Dans ces conditions, nous devons nous demander si ce nouvel effort de solidarité est crédible. Je suis pour la solidarité et le problème ne se poserait pas s'il n'y avait que le cas grec, mais ce n'est pas le cas. La France a déjà accordé à la Grèce et aux autres États en difficulté la bagatelle de 40 milliards d'euros, soit directement soit par des crédits garantis, 40 milliards que nous ne reverrons pas.

Les choses sont simples : aucune solution à la crise n'est possible dans le cadre de la politique monétaire actuelle. Il nous faut impérativement changer de politique monétaire.

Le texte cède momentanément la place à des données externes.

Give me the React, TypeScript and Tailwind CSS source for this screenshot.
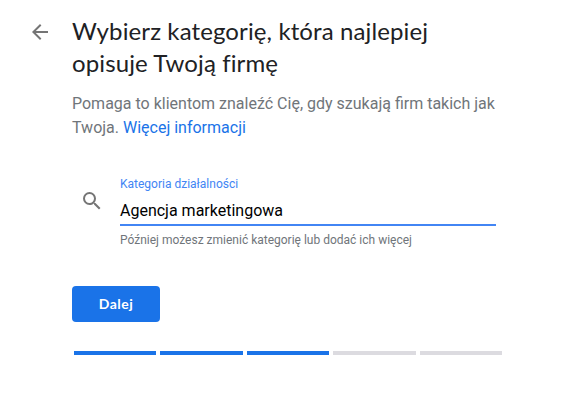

L'économie, vous le savez, c'est la combinaison permanente de tous les facteurs, le capital, le travail, les taux internes et externes. En l'occurrence, plus encore que la question de la dette des États, qui n'est qu'une conséquence cumulative – et non la cause comme je l'ai entendu dire par tout à l'heure dans des grandes envolées de professeurs –, c'est le problème de la compétitivité qui est en jeu. Je vous rappelle que l'Espagne était en surplus budgétaire, comme l'Irlande. C'est la compétitivité de ces États qui est en cause. Ces pays sont étranglés par la monnaie. L'euro a fait passer les exportations françaises de 5,5 % des exportations mondiales à 3,4 % alors que, dans le même temps, la part de l'Allemagne ne diminuait pas du tout.